**Directions**
List each line of the data that holds the string "styles".
## START
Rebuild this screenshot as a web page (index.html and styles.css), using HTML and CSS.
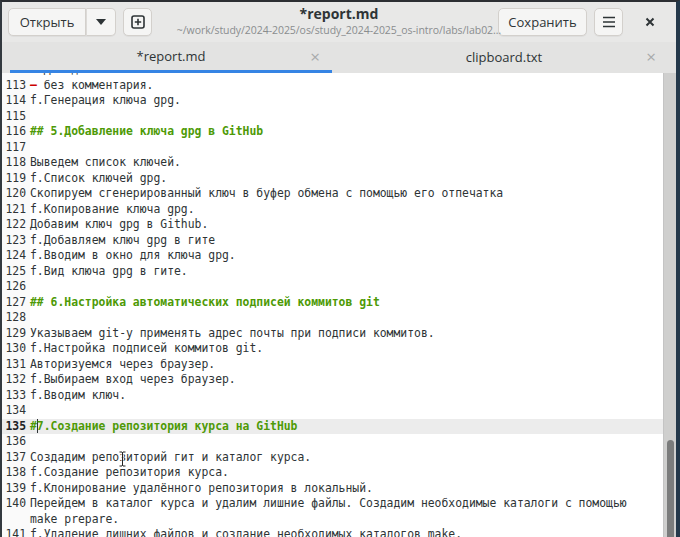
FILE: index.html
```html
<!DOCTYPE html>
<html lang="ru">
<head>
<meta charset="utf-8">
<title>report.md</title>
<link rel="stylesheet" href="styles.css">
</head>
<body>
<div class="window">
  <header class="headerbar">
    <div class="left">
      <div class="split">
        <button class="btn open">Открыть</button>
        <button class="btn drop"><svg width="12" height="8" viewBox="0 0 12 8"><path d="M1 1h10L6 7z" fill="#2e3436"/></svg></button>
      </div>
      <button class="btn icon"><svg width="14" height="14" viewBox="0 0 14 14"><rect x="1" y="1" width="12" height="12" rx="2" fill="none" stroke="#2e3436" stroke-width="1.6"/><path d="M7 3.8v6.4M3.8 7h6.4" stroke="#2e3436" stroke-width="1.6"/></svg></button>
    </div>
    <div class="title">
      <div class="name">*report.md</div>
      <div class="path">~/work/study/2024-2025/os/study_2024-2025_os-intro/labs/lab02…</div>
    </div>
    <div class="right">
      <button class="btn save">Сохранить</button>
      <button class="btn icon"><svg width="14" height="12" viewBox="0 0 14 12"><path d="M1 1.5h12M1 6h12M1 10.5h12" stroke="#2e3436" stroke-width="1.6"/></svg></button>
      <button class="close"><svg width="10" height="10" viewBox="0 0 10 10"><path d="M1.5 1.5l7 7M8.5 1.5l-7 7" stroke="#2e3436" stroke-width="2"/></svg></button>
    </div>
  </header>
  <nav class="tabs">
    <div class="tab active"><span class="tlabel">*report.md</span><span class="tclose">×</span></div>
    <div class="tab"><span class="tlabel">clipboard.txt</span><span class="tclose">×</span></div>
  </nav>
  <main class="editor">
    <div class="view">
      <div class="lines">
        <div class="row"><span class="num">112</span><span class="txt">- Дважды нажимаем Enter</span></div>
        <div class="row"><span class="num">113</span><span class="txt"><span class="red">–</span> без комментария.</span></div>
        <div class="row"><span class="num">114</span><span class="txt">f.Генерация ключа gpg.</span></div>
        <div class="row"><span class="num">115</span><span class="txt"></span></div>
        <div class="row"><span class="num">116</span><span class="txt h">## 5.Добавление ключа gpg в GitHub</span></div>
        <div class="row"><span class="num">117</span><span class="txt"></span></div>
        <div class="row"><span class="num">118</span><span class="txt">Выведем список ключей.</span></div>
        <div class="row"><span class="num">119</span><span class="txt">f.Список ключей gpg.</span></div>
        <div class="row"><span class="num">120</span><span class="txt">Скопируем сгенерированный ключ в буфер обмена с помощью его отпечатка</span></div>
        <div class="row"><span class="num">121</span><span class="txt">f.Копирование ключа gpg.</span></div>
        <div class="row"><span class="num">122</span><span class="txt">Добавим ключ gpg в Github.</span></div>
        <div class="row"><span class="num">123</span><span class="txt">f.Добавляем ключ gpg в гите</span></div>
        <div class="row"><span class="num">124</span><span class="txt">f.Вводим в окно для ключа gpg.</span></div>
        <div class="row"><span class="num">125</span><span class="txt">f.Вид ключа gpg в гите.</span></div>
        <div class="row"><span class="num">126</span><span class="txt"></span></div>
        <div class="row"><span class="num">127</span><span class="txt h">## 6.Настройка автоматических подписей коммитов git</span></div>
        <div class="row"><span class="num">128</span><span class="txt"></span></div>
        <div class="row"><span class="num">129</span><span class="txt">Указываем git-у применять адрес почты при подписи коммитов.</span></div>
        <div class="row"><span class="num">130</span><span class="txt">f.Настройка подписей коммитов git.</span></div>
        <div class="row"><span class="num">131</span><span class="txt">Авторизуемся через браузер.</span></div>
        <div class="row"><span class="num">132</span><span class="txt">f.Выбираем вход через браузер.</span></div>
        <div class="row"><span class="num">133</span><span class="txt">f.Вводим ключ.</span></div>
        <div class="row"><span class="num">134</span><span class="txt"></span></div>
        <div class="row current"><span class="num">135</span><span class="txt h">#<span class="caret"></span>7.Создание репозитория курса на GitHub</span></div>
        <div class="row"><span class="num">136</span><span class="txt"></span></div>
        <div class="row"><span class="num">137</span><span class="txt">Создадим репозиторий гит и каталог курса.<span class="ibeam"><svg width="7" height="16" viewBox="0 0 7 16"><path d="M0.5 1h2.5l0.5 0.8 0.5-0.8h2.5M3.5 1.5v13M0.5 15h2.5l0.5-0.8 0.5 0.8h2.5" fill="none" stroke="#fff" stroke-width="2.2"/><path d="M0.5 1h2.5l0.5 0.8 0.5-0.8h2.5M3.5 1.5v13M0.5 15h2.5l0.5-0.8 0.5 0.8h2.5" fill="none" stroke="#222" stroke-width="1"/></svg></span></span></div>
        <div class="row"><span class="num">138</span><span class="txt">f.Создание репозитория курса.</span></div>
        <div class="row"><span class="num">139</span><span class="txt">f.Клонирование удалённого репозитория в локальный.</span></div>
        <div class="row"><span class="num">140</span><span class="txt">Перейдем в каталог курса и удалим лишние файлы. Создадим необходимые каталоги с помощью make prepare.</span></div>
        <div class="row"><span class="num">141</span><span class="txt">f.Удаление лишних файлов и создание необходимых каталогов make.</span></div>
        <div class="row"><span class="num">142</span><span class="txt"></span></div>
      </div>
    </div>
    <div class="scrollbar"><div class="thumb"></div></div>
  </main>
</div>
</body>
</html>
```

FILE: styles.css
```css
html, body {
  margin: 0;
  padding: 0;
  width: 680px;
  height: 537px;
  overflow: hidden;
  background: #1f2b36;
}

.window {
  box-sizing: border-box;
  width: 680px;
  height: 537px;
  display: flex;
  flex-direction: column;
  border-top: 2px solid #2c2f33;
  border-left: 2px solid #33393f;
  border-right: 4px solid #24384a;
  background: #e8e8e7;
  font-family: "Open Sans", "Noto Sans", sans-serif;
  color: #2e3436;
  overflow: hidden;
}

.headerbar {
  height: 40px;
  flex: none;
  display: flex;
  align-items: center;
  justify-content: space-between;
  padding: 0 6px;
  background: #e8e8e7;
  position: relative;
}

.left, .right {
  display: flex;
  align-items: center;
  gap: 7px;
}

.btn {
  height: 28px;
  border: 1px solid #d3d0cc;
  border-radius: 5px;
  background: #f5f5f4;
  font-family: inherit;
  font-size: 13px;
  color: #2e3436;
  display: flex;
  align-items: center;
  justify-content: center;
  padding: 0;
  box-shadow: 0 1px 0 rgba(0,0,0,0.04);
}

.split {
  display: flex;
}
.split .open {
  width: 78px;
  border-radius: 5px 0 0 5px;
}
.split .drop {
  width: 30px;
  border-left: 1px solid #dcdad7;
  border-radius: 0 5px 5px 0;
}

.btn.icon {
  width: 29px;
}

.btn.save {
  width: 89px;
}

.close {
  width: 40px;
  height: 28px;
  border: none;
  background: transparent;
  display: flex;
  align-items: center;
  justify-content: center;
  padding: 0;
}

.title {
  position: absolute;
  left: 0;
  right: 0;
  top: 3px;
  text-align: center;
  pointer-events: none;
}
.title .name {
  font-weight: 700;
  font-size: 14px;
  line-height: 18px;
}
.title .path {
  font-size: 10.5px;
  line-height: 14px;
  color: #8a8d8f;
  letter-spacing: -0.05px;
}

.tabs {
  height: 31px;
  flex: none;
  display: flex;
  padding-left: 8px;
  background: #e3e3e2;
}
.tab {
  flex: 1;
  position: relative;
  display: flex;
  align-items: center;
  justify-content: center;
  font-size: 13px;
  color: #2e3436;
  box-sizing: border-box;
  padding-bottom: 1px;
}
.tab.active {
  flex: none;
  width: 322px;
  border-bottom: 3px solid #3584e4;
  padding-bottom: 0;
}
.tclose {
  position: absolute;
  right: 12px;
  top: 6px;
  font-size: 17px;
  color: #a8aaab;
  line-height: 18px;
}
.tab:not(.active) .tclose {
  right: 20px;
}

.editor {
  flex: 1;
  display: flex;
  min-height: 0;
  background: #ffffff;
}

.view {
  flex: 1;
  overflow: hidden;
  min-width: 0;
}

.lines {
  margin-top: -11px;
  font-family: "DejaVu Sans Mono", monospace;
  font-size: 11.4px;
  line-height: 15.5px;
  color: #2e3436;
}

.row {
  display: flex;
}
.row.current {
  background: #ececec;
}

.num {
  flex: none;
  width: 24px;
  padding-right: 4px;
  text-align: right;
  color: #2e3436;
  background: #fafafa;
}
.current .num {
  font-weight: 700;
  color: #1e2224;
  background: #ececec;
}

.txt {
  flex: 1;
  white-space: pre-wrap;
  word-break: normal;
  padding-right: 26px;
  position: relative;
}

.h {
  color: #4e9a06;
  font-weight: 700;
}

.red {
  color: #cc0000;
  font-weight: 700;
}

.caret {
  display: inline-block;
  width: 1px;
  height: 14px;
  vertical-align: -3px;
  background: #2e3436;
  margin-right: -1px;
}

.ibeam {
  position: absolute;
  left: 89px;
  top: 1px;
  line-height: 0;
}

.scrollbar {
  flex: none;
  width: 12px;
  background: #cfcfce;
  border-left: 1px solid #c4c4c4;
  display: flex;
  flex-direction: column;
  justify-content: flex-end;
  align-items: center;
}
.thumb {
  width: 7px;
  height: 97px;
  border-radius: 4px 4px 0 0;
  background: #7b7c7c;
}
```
## END
**Completed task**
Rebuild this screenshot as a web page (index.html and styles.css), using HTML and CSS.
<link rel="stylesheet" href="styles.css">
FILE: styles.css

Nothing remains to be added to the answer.